Ed briefs Bobby carefully about taking Lewis downriver in the remaining canoe at first light in order to avoid being shot. Ed then makes the grueling climb to the top of the gorge, climbs a tree, and waits for the rifleman. Early the following morning, a man appears, and as he spots the tree in which Ed is hidden, Ed shoots him. The rifleman fires at almost the same time, missing Ed, but knocking him from the tree. He is gored in the side by one of his own arrows as he hits the ground. He then tracks the rifleman and finds his dead body in a small clearing. He returns the body to the top of the cliff. As he does, he sees the canoe with Lewis and Bobby in it moving out into the river in the full light.

Ed then lowers the body down the cliff and descends the rope himself, but it is not long enough to reach to the bottom. As Ed climbs down it breaks; the corpse lands on rocks, but Ed is able to kick against the cliff walls and propel himself into the river. After Ed castigates Bobby for not following his plans and brushes aside his excuses, the pair weight the corpse and sink it into the deepest part of the river. Ed, Bobby, and the badly injured Lewis then continue the journey in the remaining canoe.

Below the gorge, they find Drew's body. Lewis, though in a bad way, examines his head and confirms that it had been grazed by a rifle bullet. Ed and Bobby then sink Drew's body, too, into the river, since they cannot allow medical examiners to see the wound. Ed threatens Bobby with death in order to get him to overcome his exhaustion and help. Some time later, the men arrive at Aintry, where they explain that they have suffered a canoeing accident. After a doctor stitches up Ed's wound, he and Bobby eat in a boarding house, but Ed then goes to the basement and takes a long shower in river water.
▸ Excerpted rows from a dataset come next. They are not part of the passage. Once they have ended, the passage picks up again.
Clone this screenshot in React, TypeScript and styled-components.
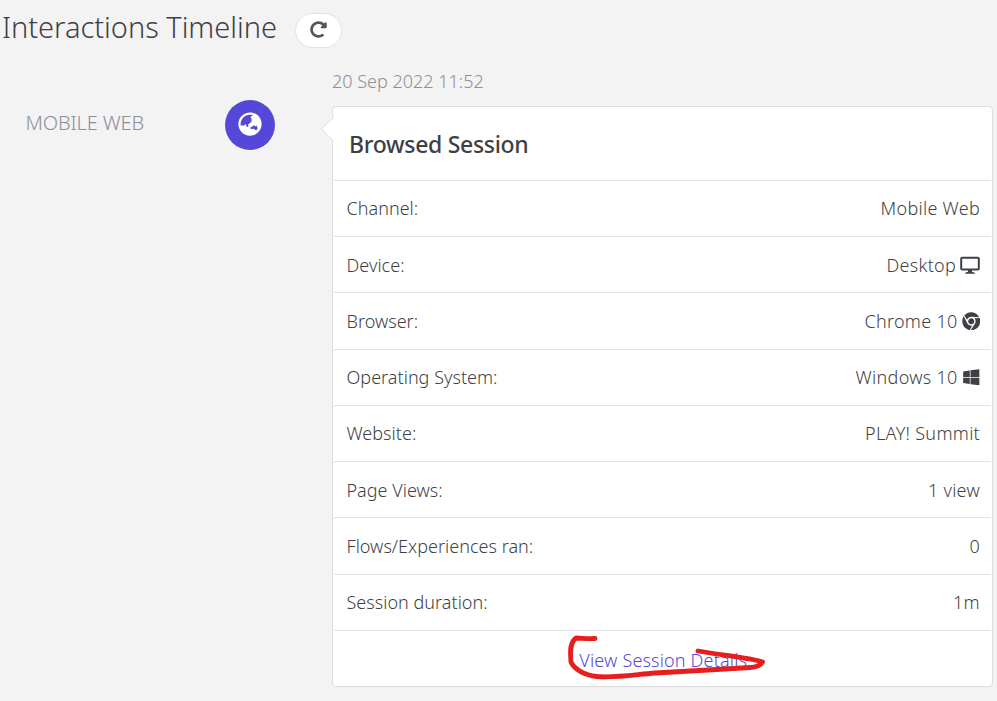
import React from 'react';
import styled, { createGlobalStyle } from 'styled-components';
import { FaChrome, FaWindows, FaGlobeAsia, FaRedoAlt } from 'react-icons/fa';

const GlobalStyle = createGlobalStyle`
  * { box-sizing: border-box; }
  body {
    margin: 0;
    background: #f3f3f3;
    color: #3f3f46;
    font-family: 'Noto Sans', 'Open Sans', sans-serif;
    font-weight: 300;
    overflow: hidden;
  }
`;

const Page = styled.main`
  height: 701px;
  padding: 0 4px 0 3px;
`;

const Header = styled.header`
  display: flex;
  align-items: flex-start;
  height: 72px;
`;

const Title = styled.h1`
  margin: 7px 18px 0 -1px;
  width: 275px;
  font-size: 29px;
  font-weight: 350;
  line-height: 40px;
  letter-spacing: -0.02px;
  white-space: nowrap;
`;

const RefreshButton = styled.button`
  display: flex;
  align-items: center;
  justify-content: center;
  width: 47px;
  height: 35px;
  margin-top: 13px;
  padding: 0 0 2px;
  border: 1px solid #e3e3e5;
  border-radius: 18px;
  background: #fff;
  color: #54545c;
`;

const Timeline = styled.section`
  display: grid;
  grid-template-columns: 222px 50px 1fr;
`;

const Channel = styled.div`
  padding: 36px 0 0 22.5px;
  color: #8e8e96;
  font-size: 20px;
  line-height: 30px;
  letter-spacing: -0.15px;
`;

const Marker = styled.div`
  display: flex;
  align-items: center;
  justify-content: center;
  width: 50px;
  height: 50px;
  margin-top: 28px;
  padding-bottom: 3px;
  border-radius: 50%;
  background: #5548d9;
  color: #fff;
`;

const Entry = styled.article`
  margin-left: 57px;
`;

const Timestamp = styled.time`
  display: block;
  height: 34px;
  color: #8e8e96;
  font-size: 18px;
  line-height: 19px;
`;

const Card = styled.div`
  position: relative;
  height: 581px;
  border: 1px solid #dedee0;
  border-radius: 4px;
  background: #fff;
`;

const Pointer = styled.svg`
  position: absolute;
  left: -12px;
  top: 8px;
`;

const CardHeader = styled.h2`
  display: flex;
  align-items: center;
  height: 72.8px;
  margin: 0;
  padding: 1.5px 16px 0;
  font-size: 23px;
  font-weight: 500;
  letter-spacing: -0.3px;
`;

const Row = styled.div<{ $centered?: boolean }>`
  display: flex;
  align-items: center;
  justify-content: ${(p) => (p.$centered ? 'center' : 'space-between')};
  height: 56.25px;
  margin: 0 1px;
  padding: 0 11px 0 12.5px;
  border-top: 1px solid #e1e1e3;
  font-size: 18px;
`;

const Label = styled.span`
  letter-spacing: 0.02px;
`;

const Value = styled.span`
  display: flex;
  align-items: center;
  gap: 4px;
  letter-spacing: 0.28px;
`;

const DetailsLink = styled.a`
  position: relative;
  margin: 2.5px 0 0;
  color: #5548d9;
  letter-spacing: 0.17px;
`;

const Scribble = styled.svg`
  position: absolute;
  left: -12px;
  top: -14px;
  overflow: visible;
  pointer-events: none;
`;

const MonitorIcon = () => (
  <svg width="20" height="18" viewBox="0 0 20 18" fill="none">
    <rect x="1.2" y="1.7" width="17.6" height="11.8" rx="1" stroke="currentColor" strokeWidth="2" />
    <path d="M8 13.5h4v2.2l2.8 1v1.1H5.2v-1.1l2.8-1z" fill="currentColor" />
  </svg>
);

const rows: { label: string; value: string; icon?: React.ReactNode }[] = [
  { label: 'Channel:', value: 'Mobile Web' },
  { label: 'Device:', value: 'Desktop', icon: <MonitorIcon /> },
  { label: 'Browser:', value: 'Chrome 10', icon: <FaChrome size={18.5} /> },
  { label: 'Operating System:', value: 'Windows 10', icon: <FaWindows size={18.5} /> },
  { label: 'Website:', value: 'PLAY! Summit' },
  { label: 'Page Views:', value: '1 view' },
  { label: 'Flows/Experiences ran:', value: '0' },
  { label: 'Session duration:', value: '1m' },
];

export default function App() {
  return (
    <>
      <GlobalStyle />
      <Page>
        <Header>
          <Title>Interactions Timeline</Title>
          <RefreshButton aria-label="Refresh">
            <FaRedoAlt size={17} />
          </RefreshButton>
        </Header>
        <Timeline>
          <Channel>MOBILE WEB</Channel>
          <Marker>
            <FaGlobeAsia size={24} />
          </Marker>
          <Entry>
            <Timestamp>20 Sep 2022 11:52</Timestamp>
            <Card>
              <Pointer width="13" height="28" viewBox="0 0 13 28">
                <path d="M13 1.5 0.5 14 13 26.5" fill="#fff" stroke="#dedee0" />
              </Pointer>
              <CardHeader>Browsed Session</CardHeader>
              {rows.map((row) => (
                <Row key={row.label}>
                  <Label>{row.label}</Label>
                  <Value>
                    {row.value}
                    {row.icon}
                  </Value>
                </Row>
              ))}
              <Row $centered>
                <DetailsLink>
                  View Session Details
                  <Scribble width="200" height="45" viewBox="567 633 200 45">
                    <path
                      d="M595 637.5C588 638 581 637 576 637C570 641 570 650 571 661C574 668 584 674 597 675.5C614 677 632 674 655 672L708 669L750 666.5C757 666 761 664 762.5 661C750 657 720 654 698 650"
                      fill="none"
                      stroke="#e61e1e"
                      strokeWidth="4.8"
                      strokeLinecap="round"
                      strokeLinejoin="round"
                    />
                  </Scribble>
                </DetailsLink>
              </Row>
            </Card>
          </Entry>
        </Timeline>
      </Page>
    </>
  );
}
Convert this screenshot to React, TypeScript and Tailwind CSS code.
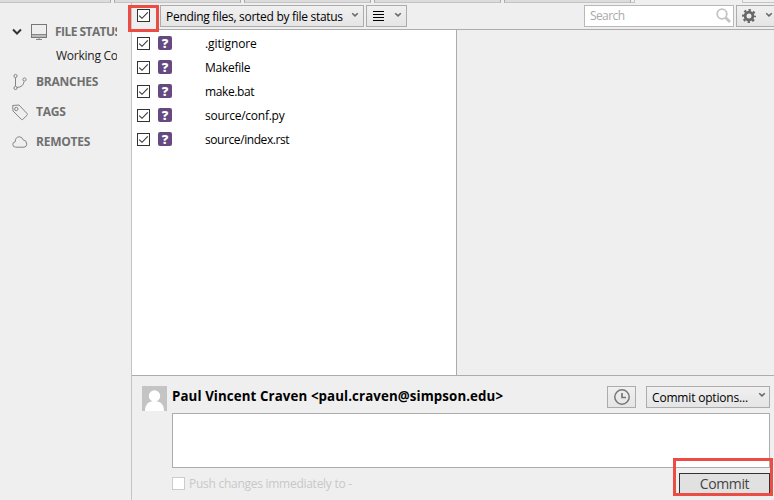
import React from "react";

const files = [
  { name: ".gitignore", tracking: "tracking-[-0.1px]" },
  { name: "Makefile", tracking: "tracking-[-0.25px]" },
  { name: "make.bat", tracking: "tracking-[-0.38px]" },
  { name: "source/conf.py", tracking: "tracking-[-0.25px]" },
  { name: "source/index.rst", tracking: "tracking-[-0.42px]" },
];

function Check() {
  return (
    <svg className="block h-[13px] w-[13px] shrink-0" viewBox="0 0 13 13">
      <rect x=".5" y=".5" width="12" height="12" fill="#fff" stroke="#333" />
      <path d="M2.2 6.6 5 9.3 10.8 3.4" fill="none" stroke="#333" strokeWidth="1.1" />
    </svg>
  );
}

function Chevron({ className = "" }: { className?: string }) {
  return (
    <svg className={`block h-[6px] w-[8px] shrink-0 ${className}`} viewBox="0 0 8 6">
      <path d="M1.2 1.2 4 3.9 6.8 1.2" fill="none" stroke="#686868" strokeWidth="1.5" />
    </svg>
  );
}

function TabStrip() {
  const tab = "h-[3px] border-b border-[#c4c4c4] bg-[#dcdcdc]";
  return (
    <div className="flex h-[3px] shrink-0">
      <div className={`${tab} w-[111px] border-r border-r-[#aaa]`} />
      <div className={`${tab} ml-[3px] w-[127px] border-x border-x-[#aaa]`} />
      <div className={`${tab} ml-[3px] w-[127px] border-x border-x-[#aaa]`} />
      <div className={`${tab} ml-[3px] w-[127px] border-x border-x-[#aaa]`} />
      <div className={`${tab} ml-[3px] w-[127px] border-x border-x-[#aaa]`} />
      <div className="h-[3px] w-[4px] border-b border-r border-[#c4c4c4]" />
      <div className="h-[3px] flex-1" />
      <div className="h-[3px] w-[32px] border-b border-l border-[#c4c4c4]" />
    </div>
  );
}

function Sidebar() {
  const label = "whitespace-nowrap text-[12px] font-bold leading-[16px] text-[#707070]";
  return (
    <div className="h-full w-[131px] shrink-0 overflow-hidden pt-[20px]">
      <div className="flex h-[17px] w-[117px] items-center overflow-hidden">
        <svg className="ml-[12px] h-[8px] w-[10px] shrink-0" viewBox="0 0 10 8">
          <path d="M1 1.5 5 5.5 9 1.5" fill="none" stroke="#333" strokeWidth="2" />
        </svg>
        <svg className="ml-[9px] h-[16px] w-[16px] shrink-0" viewBox="0 0 16 16">
          <rect x=".5" y=".5" width="15" height="13" fill="#eee" stroke="#777" />
          <path d="M1 11H15V13H1Z" fill="#bbb" />
          <path d="M1 10.5H15M5 15.5H11M8 13V15" stroke="#888" fill="none" />
        </svg>
        <span className={`${label} ml-[8px] tracking-[-0.55px]`}>FILE STATUS</span>
      </div>
      <div className="mt-[8px] h-[16px] w-[117px] overflow-hidden whitespace-nowrap pl-[56px] text-[12px] leading-[16px] tracking-[-0.25px] text-[#222]">Working Copy</div>
      <div className="mt-[8px] flex h-[20px] items-center">
        <svg className="ml-[12px] h-[18px] w-[16px] shrink-0" viewBox="0 0 16 18" fill="none" stroke="#858585">
          <circle cx="3.5" cy="3" r="1.6" /><circle cx="3.5" cy="15" r="1.6" /><circle cx="12.5" cy="6.5" r="1.6" />
          <path d="M3.5 5V13M5 14.5Q11.5 14 12 8.5" />
        </svg>
        <span className={`${label} ml-[8px] tracking-[-0.25px]`}>BRANCHES</span>
      </div>
      <div className="mt-[10px] flex h-[20px] items-center">
        <svg className="ml-[12px] h-[17px] w-[16px] shrink-0" viewBox="0 0 16 17" fill="none" stroke="#858585">
          <path d="M.7 1.5 7 1 15 9.5Q15.8 10.5 15 11.3L10.7 15.5Q10 16 9.2 15.2L1 7Z" /><circle cx="4.3" cy="5" r="1.7" />
        </svg>
        <span className={`${label} ml-[8px] tracking-[-0.25px]`}>TAGS</span>
      </div>
      <div className="mt-[10px] flex h-[20px] items-center">
        <svg className="ml-[12px] h-[12px] w-[16px] shrink-0" viewBox="0 0 16 12" fill="none" stroke="#858585">
          <path d="M3.6 11.2Q.8 11 .8 8.4.8 6.1 3.2 5.8 3.2 1 7.3.8 10.3.8 11 3.7 14.5 4 14.8 8.2 14.6 11 12 11.2Z" />
        </svg>
        <span className={`${label} ml-[8px] tracking-[-0.25px]`}>REMOTES</span>
      </div>
    </div>
  );
}

function Toolbar() {
  const button = "flex h-[22px] items-center border border-[#acacac] bg-gradient-to-b from-[#f0f0f0] to-[#e5e5e5]";
  return (
    <div className="relative flex h-[27px] shrink-0 border-b border-[#acacac] pt-[2px]">
      <div className="absolute left-[-4px] top-[2px] h-[27px] w-[31px] border-[3px] border-[#eb4d45]" />
      <div className="ml-[5px] mt-[4px]"><Check /></div>
      <div className={`${button} ml-[10px] w-[204px] pl-[5px]`}>
        <span className="w-[185px] whitespace-nowrap pt-px text-[12px] leading-[16px] tracking-[-0.29px] text-black">Pending files, sorted by file status</span>
        <Chevron className="mb-[2px]" />
      </div>
      <div className={`${button} ml-[2px] w-[41px] pl-[6px]`}>
        <div className="flex w-[11px] flex-col gap-[2px]">
          <i className="h-px bg-black" /><i className="h-px bg-black" /><i className="h-px bg-black" /><i className="h-px bg-black" />
        </div>
        <Chevron className="mb-[2px] ml-[10px]" />
      </div>
      <div className="ml-auto flex h-[22px] w-[150px] items-center border border-[#b8b8b8] bg-white pl-[5px] pr-[2px]">
        <span className="flex-1 text-[12px] leading-[16px] tracking-[-0.6px] text-[#aaa]">Search</span>
        <svg className="h-[16px] w-[15px]" viewBox="0 0 15 16" fill="none" stroke="#c4c4c4">
          <circle cx="6" cy="6" r="4.8" strokeWidth="1.8" /><path d="M9.5 9.6 14 14" strokeWidth="2.8" />
        </svg>
      </div>
      <div className={`${button} ml-[2px] w-[38px] border-r-0 pl-[5px]`}>
        <svg className="h-[14px] w-[14px]" viewBox="0 0 14 14" fill="none" stroke="#666">
          <circle cx="7" cy="7" r="3.9" strokeWidth="2.8" />
          <circle cx="7" cy="7" r="6" strokeWidth="2" strokeDasharray="2.36 2.35" strokeDashoffset="1.18" />
        </svg>
        <Chevron className="mb-[2px] ml-[9px]" />
      </div>
    </div>
  );
}

function CommitPanel() {
  return (
    <div className="relative h-[125px] shrink-0 border-t border-[#acacac]">
      <div className="flex h-[37px] pt-[10px]">
        <svg className="ml-[10px] h-[25px] w-[25px] shrink-0" viewBox="0 0 25 25">
          <path fill="#c4c4c4" d="M0 0H25V25H0Z" />
          <circle cx="12.5" cy="10" r="5.7" fill="#fff" />
          <path d="M3 25C3 18.5 6.5 15 12.5 15S22 18.5 22 25Z" fill="#fff" />
        </svg>
        <span className="ml-[5px] whitespace-nowrap text-[13.3px] font-bold leading-[20px] tracking-[0.1px] text-black">Paul Vincent Craven &lt;paul.craven@simpson.edu&gt;</span>
        <div className="ml-auto flex h-[22px] w-[29px] items-center justify-center border border-[#acacac] bg-gradient-to-b from-[#f0f0f0] to-[#e5e5e5]">
          <svg className="h-[16px] w-[16px]" viewBox="0 0 16 16" fill="none" stroke="#777"><circle cx="8" cy="8" r="7.2" strokeWidth="1.5" /><path d="M8 4V8.5H12" strokeWidth="1.7" /></svg>
        </div>
        <div className="ml-[10px] mr-[4px] flex h-[22px] w-[124px] items-center border border-[#acacac] bg-gradient-to-b from-[#f0f0f0] to-[#e5e5e5] pl-[5px]">
          <span className="w-[106px] whitespace-nowrap pt-px text-[12px] leading-[16px] tracking-[-0.18px] text-black">Commit options...</span><Chevron className="mb-[4px]" />
        </div>
      </div>
      <div className="ml-[40px] h-[55px] w-[598px] border border-[#acacac] bg-white" />
      <div className="flex">
        <div className="ml-[40px] mt-[9px] h-[13px] w-[13px] border border-[#ccc] bg-white" />
        <span className="ml-[4px] mt-[8px] whitespace-nowrap text-[12px] leading-[16px] tracking-[-0.27px] text-[#c8c8c8]">Push changes immediately to -</span>
        <div className="ml-auto mr-[4px] mt-[5px] h-[22px] w-[91px] border border-[#333] bg-[#e1e1e1] text-center text-[14px] leading-[20px] tracking-[-0.4px] text-[#444]">Commit</div>
      </div>
      <div className="absolute left-[541px] top-[82px] h-[38px] w-[100px] border-[3px] border-[#eb4d45]" />
    </div>
  );
}

export default function App() {
  return (
    <div className="flex h-[500px] w-[774px] flex-col overflow-hidden bg-[#efefef] font-['Open_Sans','Noto_Sans',sans-serif]">
      <TabStrip />
      <div className="flex min-h-0 flex-1">
        <Sidebar />
        <div className="flex min-w-0 flex-1 flex-col border-l border-[#c4c4c4]">
          <Toolbar />
          <div className="flex min-h-0 flex-1">
            <div className="w-[325px] border-r border-[#acacac] bg-white pt-px">
              {files.map(({ name, tracking }) => (
                <div key={name} className="flex h-[24px] items-center pl-[5px]">
                  <Check />
                  <div className="ml-[8px] flex h-[14px] w-[14px] items-center justify-center rounded-[2px] bg-[#654982] text-[13px] font-extrabold leading-[14px] text-white">?</div>
                  <span className={`ml-[33px] pt-px text-[12px] leading-[16px] text-black ${tracking}`}>{name}</span>
                </div>
              ))}
            </div>
          </div>
          <CommitPanel />
        </div>
      </div>
    </div>
  );
}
Ed and Bobby believe that they have their story straight—Lewis feigns having few memories of the "accident" and thereby escapes questioning—but then the sheriff locates a piece of the shattered canoe above the point where they claimed to have had the accident and they have to modify their story quickly. Nevertheless, one deputy sheriff grows highly suspicious of them and tells the sheriff that his brother-in-law has been missing since the weekend, believing Ed, Bobby, and Lewis to have something to do with it. Nevertheless, the sheriff lets them go, with a warning not to return to Aintry.

Ed returns to his city life, though changed, feeling a continuing connection with the river, which in reality has now ceased to exist with the dam's completion. He occasionally sees Bobby before the latter, his business failing, moves to Hawaii, but has little to do with him--"he would always look like dead weight and like screaming, and that was no good to me." Ed and his wife later buy a cabin on another dammed lake and Lewis, now with a permanent limp, buys a neighboring cottage. The novel ends by relapsing into the conventional patterns of city dwellers, almost as if nothing has changed, except for Ed's connection with the now-drowned river, which has made the rest of his conventional life tolerable.